Records to process:
┄┄┄┄┄┄

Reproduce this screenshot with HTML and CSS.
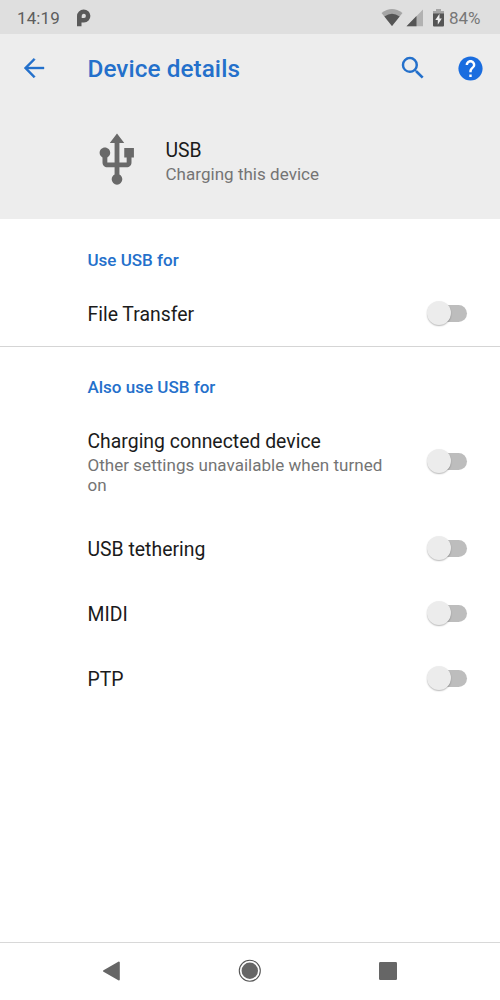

┄┄┄┄┄┄

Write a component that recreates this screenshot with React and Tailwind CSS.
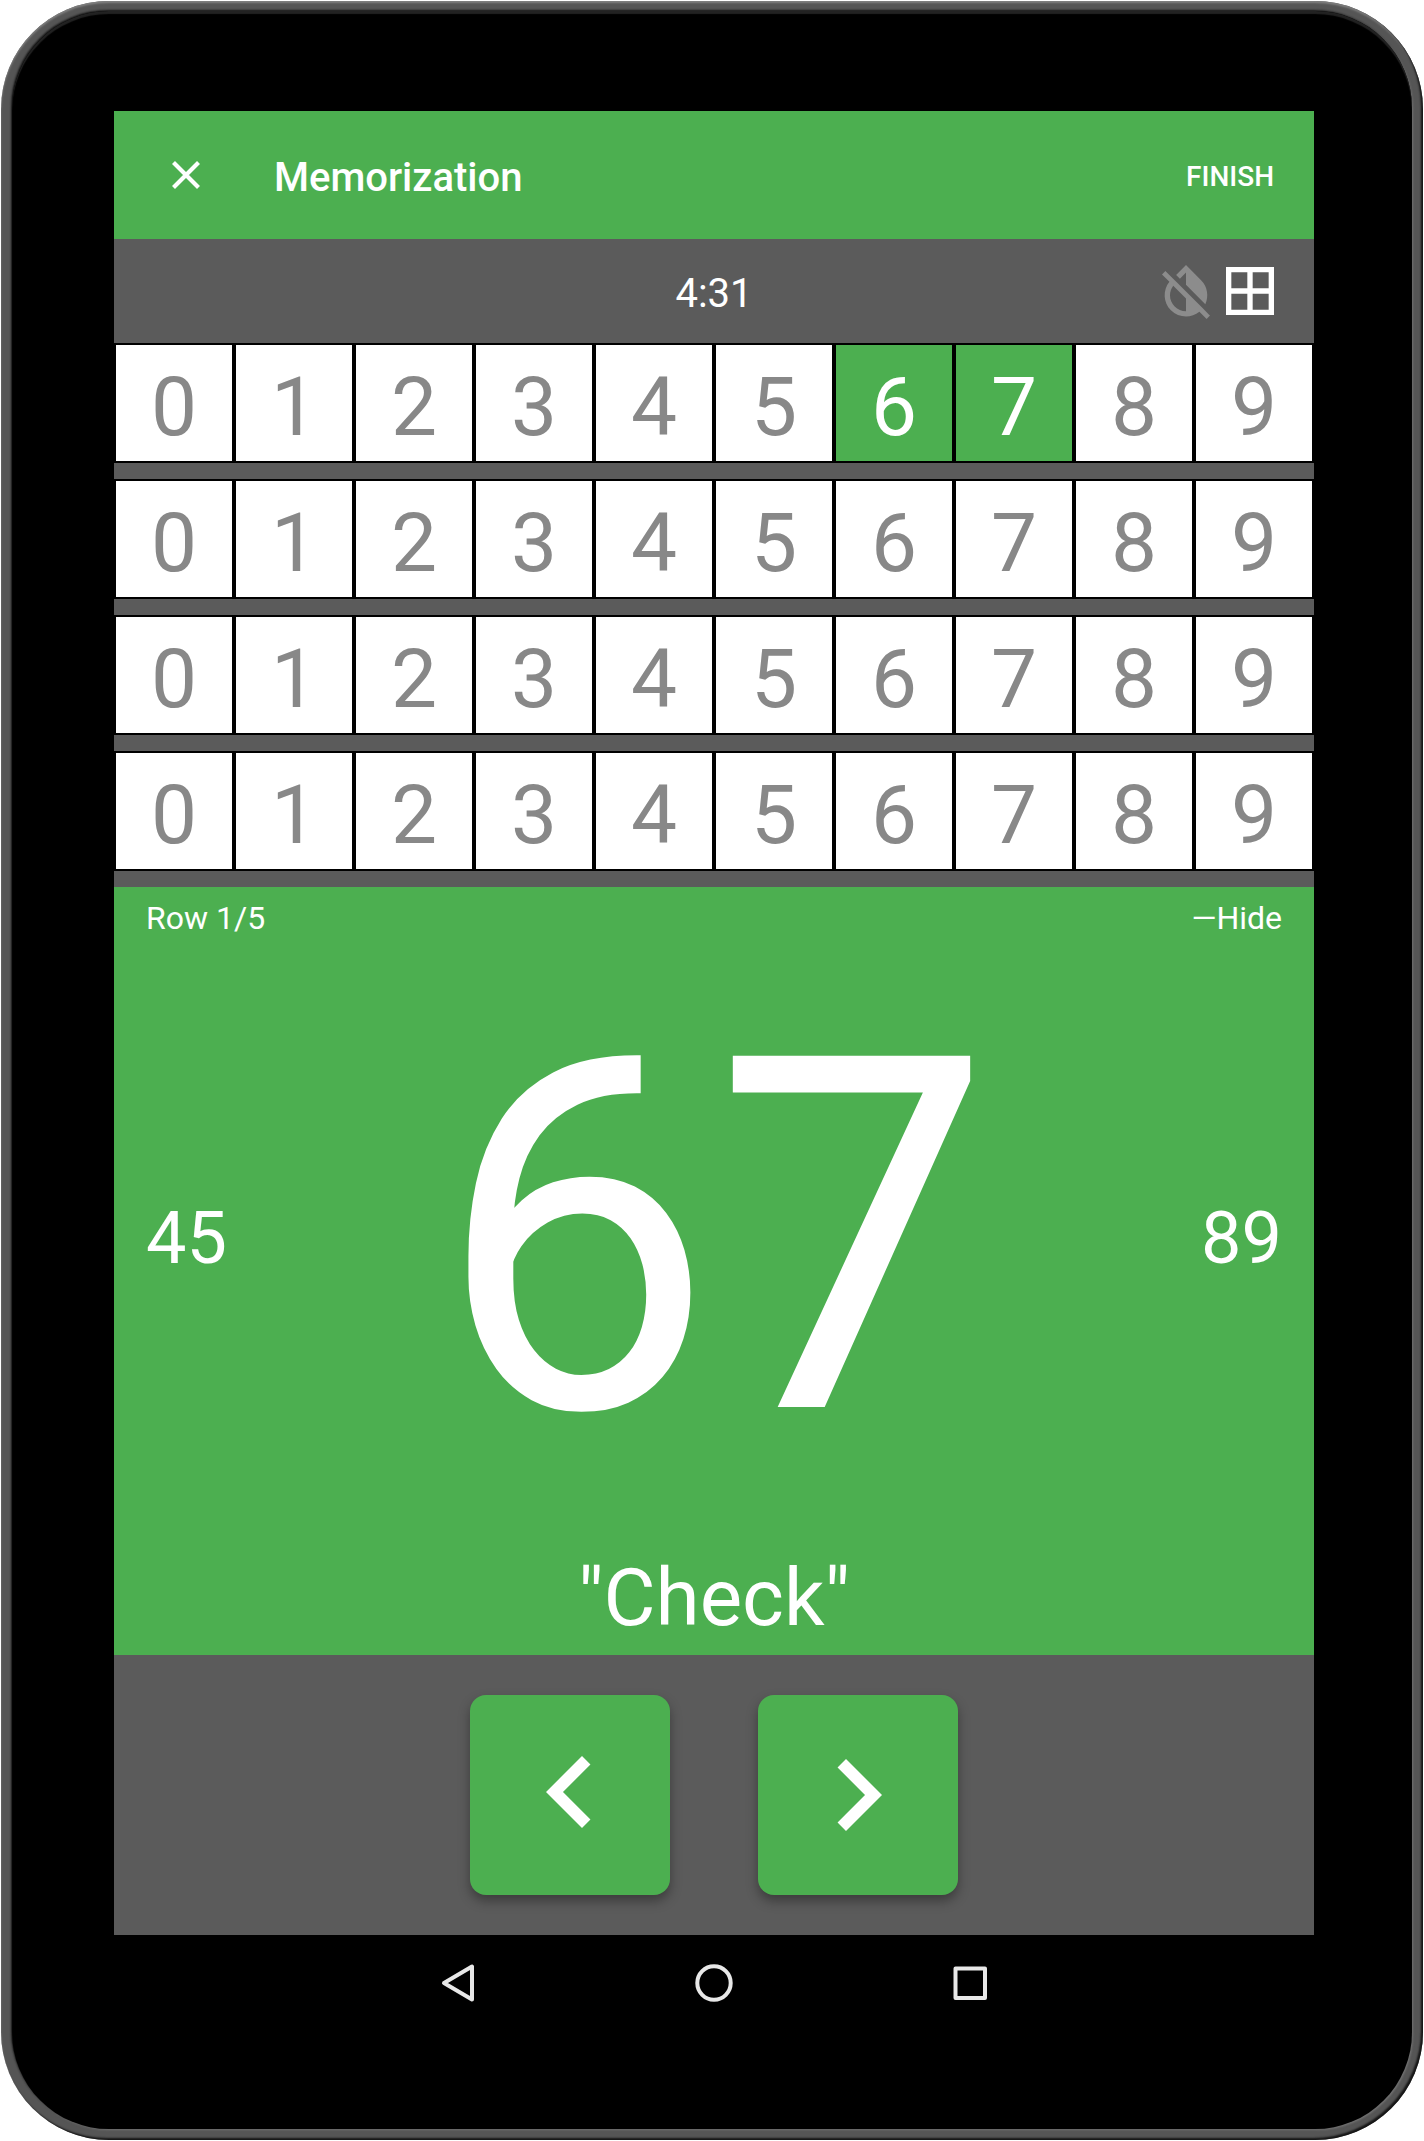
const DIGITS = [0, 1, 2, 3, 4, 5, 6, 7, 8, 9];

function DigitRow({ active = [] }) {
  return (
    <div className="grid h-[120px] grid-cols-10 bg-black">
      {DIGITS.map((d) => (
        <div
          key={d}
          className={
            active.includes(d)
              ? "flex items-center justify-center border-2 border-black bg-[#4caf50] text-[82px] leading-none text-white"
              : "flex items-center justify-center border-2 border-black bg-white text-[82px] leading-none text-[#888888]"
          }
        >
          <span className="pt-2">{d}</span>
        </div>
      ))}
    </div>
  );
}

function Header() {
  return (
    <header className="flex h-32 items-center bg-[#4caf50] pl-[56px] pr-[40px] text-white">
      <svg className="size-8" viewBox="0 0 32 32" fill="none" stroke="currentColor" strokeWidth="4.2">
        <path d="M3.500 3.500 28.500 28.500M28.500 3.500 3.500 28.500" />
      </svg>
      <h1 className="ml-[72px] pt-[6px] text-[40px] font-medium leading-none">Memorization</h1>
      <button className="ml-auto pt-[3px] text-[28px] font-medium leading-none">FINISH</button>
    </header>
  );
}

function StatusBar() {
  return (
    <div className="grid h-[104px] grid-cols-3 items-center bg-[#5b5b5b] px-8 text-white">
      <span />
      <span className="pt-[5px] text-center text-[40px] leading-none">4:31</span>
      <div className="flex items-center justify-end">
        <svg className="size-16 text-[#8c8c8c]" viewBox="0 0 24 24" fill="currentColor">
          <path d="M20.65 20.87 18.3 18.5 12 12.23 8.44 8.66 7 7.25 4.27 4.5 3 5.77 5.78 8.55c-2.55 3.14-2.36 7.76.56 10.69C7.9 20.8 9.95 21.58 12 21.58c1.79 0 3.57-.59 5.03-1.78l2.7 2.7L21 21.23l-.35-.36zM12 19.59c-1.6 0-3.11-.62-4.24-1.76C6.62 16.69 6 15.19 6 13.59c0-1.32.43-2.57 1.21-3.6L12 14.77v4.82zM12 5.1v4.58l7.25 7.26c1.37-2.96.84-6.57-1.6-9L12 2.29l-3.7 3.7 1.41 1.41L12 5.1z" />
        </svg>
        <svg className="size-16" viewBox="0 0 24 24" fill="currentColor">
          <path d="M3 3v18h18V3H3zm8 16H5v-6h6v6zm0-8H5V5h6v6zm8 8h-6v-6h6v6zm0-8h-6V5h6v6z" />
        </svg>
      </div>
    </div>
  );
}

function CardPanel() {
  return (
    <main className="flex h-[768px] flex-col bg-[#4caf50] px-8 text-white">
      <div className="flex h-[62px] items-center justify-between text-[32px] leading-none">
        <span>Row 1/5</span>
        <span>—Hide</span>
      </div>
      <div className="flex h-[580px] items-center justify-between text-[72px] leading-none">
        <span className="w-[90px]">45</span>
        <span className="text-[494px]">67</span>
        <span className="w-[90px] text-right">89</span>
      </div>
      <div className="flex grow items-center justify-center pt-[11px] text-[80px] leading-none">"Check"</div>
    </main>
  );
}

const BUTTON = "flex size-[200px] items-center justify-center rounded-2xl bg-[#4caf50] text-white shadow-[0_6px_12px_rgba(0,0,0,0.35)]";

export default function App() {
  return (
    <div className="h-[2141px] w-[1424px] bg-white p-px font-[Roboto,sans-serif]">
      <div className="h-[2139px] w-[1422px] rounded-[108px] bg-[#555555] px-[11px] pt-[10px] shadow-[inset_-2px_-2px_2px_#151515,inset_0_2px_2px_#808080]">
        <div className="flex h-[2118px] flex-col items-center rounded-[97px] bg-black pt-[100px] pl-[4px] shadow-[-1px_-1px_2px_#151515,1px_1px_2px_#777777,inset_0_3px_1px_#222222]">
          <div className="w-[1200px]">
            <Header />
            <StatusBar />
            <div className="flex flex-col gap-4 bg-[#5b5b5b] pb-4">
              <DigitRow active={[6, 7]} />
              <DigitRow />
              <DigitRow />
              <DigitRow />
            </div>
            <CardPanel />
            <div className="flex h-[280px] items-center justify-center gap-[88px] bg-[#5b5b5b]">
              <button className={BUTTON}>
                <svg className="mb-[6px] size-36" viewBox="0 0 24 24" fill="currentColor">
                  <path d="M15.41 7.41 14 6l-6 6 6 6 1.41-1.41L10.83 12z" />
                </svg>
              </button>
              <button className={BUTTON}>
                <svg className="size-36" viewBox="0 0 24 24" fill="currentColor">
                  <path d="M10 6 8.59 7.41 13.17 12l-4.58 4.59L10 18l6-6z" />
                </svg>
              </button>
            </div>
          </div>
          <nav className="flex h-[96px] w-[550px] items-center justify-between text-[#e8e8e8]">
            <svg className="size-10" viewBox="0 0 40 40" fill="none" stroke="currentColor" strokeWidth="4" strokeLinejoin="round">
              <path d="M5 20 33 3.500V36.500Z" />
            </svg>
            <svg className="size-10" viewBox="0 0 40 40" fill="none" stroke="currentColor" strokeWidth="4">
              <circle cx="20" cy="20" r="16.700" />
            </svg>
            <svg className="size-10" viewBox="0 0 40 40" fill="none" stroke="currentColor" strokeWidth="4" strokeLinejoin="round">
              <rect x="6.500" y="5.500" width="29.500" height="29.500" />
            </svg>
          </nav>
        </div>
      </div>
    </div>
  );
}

┄┄┄┄┄┄

Aim: Your answer should be a single number: the count of lines containing the word "with".

Solution: 2